> **WHAT YOU NEED TO DO**
Only lines holding the word "React" should be copied from the material.

> **DATA**

— start —

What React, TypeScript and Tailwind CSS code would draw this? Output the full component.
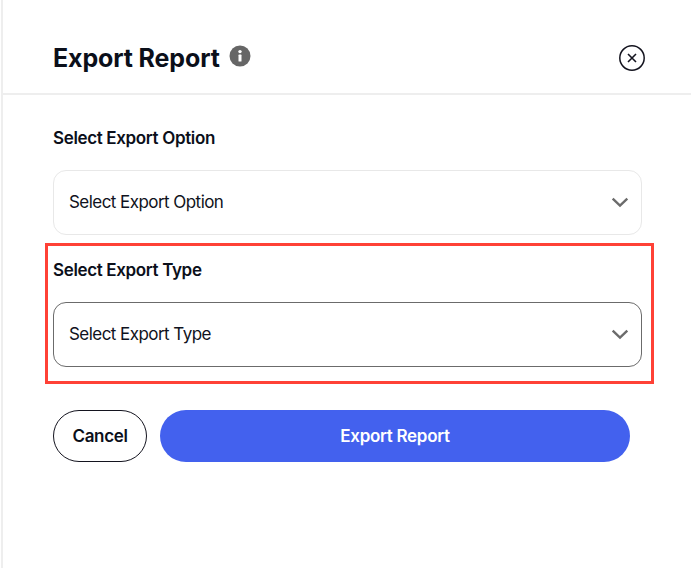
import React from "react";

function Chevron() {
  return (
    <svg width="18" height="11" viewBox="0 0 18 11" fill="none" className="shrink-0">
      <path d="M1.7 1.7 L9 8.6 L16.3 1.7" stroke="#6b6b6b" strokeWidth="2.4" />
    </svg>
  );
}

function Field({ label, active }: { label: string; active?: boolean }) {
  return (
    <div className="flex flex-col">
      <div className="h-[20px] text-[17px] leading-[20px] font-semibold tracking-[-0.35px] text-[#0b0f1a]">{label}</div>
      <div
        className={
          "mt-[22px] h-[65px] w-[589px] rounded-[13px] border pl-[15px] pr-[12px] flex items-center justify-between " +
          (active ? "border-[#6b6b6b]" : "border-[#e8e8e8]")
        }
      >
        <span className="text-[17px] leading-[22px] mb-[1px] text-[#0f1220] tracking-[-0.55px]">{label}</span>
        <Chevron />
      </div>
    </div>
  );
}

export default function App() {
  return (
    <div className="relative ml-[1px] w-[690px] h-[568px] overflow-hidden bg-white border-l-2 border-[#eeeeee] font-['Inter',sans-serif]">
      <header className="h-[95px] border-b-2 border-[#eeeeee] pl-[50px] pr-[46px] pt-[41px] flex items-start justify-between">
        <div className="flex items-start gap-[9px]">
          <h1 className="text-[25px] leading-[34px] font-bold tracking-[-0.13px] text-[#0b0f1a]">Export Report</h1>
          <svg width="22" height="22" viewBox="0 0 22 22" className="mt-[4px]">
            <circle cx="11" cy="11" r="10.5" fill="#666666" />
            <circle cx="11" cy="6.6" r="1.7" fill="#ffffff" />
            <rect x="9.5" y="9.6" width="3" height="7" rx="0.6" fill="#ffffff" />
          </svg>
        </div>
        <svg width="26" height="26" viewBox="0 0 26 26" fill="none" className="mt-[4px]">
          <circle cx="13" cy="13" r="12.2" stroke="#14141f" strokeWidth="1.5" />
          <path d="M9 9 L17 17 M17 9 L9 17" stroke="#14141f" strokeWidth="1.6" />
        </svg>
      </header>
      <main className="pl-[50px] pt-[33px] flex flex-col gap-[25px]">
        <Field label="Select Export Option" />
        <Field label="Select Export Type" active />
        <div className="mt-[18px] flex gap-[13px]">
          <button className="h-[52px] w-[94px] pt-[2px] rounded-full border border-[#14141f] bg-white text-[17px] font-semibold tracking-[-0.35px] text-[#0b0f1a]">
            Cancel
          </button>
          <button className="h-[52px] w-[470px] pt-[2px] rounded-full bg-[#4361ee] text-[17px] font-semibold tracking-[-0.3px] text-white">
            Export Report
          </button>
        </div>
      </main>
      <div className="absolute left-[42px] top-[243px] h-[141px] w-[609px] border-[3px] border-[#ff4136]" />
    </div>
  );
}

— end —

> **EXERCISE SOLUTION**
What React, TypeScript and Tailwind CSS code would draw this? Output the full component.
import React from "react";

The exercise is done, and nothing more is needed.